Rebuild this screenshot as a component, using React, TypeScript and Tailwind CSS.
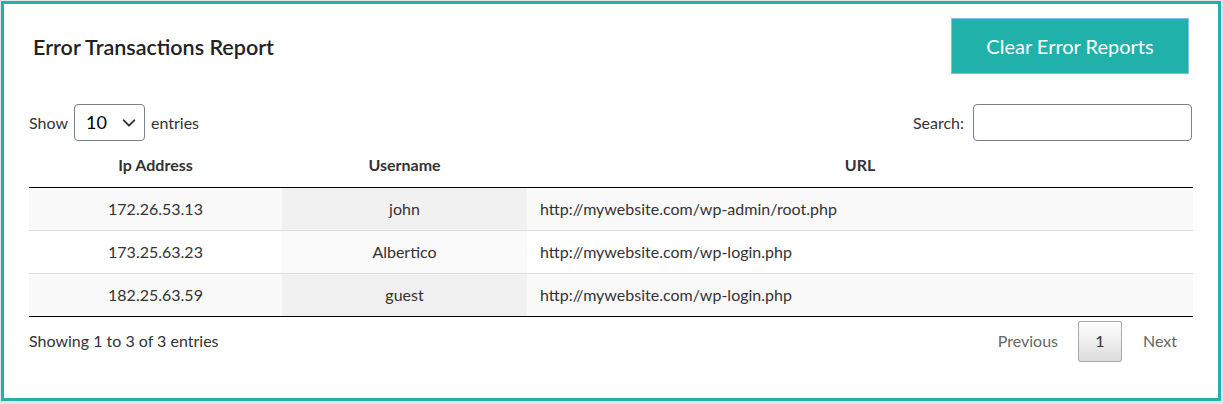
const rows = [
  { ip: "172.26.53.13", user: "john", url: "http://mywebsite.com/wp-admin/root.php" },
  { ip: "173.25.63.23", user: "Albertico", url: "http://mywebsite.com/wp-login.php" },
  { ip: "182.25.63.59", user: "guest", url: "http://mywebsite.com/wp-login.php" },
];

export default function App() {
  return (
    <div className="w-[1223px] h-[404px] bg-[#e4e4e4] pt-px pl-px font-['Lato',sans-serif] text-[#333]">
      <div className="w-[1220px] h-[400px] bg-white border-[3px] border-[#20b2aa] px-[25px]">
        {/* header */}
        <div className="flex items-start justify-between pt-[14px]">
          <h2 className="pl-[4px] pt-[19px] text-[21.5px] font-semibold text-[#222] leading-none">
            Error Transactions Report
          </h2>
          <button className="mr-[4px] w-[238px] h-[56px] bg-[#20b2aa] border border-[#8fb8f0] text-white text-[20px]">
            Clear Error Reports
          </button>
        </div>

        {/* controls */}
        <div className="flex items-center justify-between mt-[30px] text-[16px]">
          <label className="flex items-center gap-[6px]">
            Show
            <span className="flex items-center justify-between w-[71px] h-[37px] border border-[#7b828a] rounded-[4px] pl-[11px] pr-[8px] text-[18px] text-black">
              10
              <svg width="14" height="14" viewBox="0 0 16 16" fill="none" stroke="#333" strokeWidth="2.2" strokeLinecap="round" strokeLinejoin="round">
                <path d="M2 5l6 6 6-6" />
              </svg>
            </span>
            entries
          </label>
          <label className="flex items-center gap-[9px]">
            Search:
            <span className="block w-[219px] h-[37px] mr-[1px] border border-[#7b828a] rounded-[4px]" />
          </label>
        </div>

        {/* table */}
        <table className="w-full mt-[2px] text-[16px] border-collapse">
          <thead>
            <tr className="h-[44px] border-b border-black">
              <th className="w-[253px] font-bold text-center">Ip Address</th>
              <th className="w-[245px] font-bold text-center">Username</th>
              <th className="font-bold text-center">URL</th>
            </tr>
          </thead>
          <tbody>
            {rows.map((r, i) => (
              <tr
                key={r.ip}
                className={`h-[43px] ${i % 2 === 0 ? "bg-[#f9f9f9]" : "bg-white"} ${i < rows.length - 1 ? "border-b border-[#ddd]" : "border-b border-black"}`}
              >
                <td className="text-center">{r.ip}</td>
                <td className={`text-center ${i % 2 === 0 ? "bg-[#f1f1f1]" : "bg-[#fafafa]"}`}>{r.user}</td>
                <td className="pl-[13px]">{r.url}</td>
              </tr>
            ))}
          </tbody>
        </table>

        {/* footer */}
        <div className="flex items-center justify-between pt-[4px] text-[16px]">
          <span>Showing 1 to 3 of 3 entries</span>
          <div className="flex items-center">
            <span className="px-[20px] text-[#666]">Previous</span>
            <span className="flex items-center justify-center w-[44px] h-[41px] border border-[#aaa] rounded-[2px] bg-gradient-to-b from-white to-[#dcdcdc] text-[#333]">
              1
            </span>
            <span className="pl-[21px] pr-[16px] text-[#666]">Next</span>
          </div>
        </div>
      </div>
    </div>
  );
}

> **PROBLEM TO WORK ON**:
Quote in full the listing given above; the images are to be left out.

> **RESULT OF THE EXERCISE**:
Rebuild this screenshot as a component, using React, TypeScript and Tailwind CSS.
const rows = [
  { ip: "172.26.53.13", user: "john", url: "http://mywebsite.com/wp-admin/root.php" },
  { ip: "173.25.63.23", user: "Albertico", url: "http://mywebsite.com/wp-login.php" },
  { ip: "182.25.63.59", user: "guest", url: "http://mywebsite.com/wp-login.php" },
];

export default function App() {
  return (
    <div className="w-[1223px] h-[404px] bg-[#e4e4e4] pt-px pl-px font-['Lato',sans-serif] text-[#333]">
      <div className="w-[1220px] h-[400px] bg-white border-[3px] border-[#20b2aa] px-[25px]">
        {/* header */}
        <div className="flex items-start justify-between pt-[14px]">
          <h2 className="pl-[4px] pt-[19px] text-[21.5px] font-semibold text-[#222] leading-none">
            Error Transactions Report
          </h2>
          <button className="mr-[4px] w-[238px] h-[56px] bg-[#20b2aa] border border-[#8fb8f0] text-white text-[20px]">
            Clear Error Reports
          </button>
        </div>

        {/* controls */}
        <div className="flex items-center justify-between mt-[30px] text-[16px]">
          <label className="flex items-center gap-[6px]">
            Show
            <span className="flex items-center justify-between w-[71px] h-[37px] border border-[#7b828a] rounded-[4px] pl-[11px] pr-[8px] text-[18px] text-black">
              10
              <svg width="14" height="14" viewBox="0 0 16 16" fill="none" stroke="#333" strokeWidth="2.2" strokeLinecap="round" strokeLinejoin="round">
                <path d="M2 5l6 6 6-6" />
              </svg>
            </span>
            entries
          </label>
          <label className="flex items-center gap-[9px]">
            Search:
            <span className="block w-[219px] h-[37px] mr-[1px] border border-[#7b828a] rounded-[4px]" />
          </label>
        </div>

        {/* table */}
        <table className="w-full mt-[2px] text-[16px] border-collapse">
          <thead>
            <tr className="h-[44px] border-b border-black">
              <th className="w-[253px] font-bold text-center">Ip Address</th>
              <th className="w-[245px] font-bold text-center">Username</th>
              <th className="font-bold text-center">URL</th>
            </tr>
          </thead>
          <tbody>
            {rows.map((r, i) => (
              <tr
                key={r.ip}
                className={`h-[43px] ${i % 2 === 0 ? "bg-[#f9f9f9]" : "bg-white"} ${i < rows.length - 1 ? "border-b border-[#ddd]" : "border-b border-black"}`}
              >
                <td className="text-center">{r.ip}</td>
                <td className={`text-center ${i % 2 === 0 ? "bg-[#f1f1f1]" : "bg-[#fafafa]"}`}>{r.user}</td>
                <td className="pl-[13px]">{r.url}</td>
              </tr>
            ))}
          </tbody>
        </table>

        {/* footer */}
        <div className="flex items-center justify-between pt-[4px] text-[16px]">
          <span>Showing 1 to 3 of 3 entries</span>
          <div className="flex items-center">
            <span className="px-[20px] text-[#666]">Previous</span>
            <span className="flex items-center justify-center w-[44px] h-[41px] border border-[#aaa] rounded-[2px] bg-gradient-to-b from-white to-[#dcdcdc] text-[#333]">
              1
            </span>
            <span className="pl-[21px] pr-[16px] text-[#666]">Next</span>
          </div>
        </div>
      </div>
    </div>
  );
}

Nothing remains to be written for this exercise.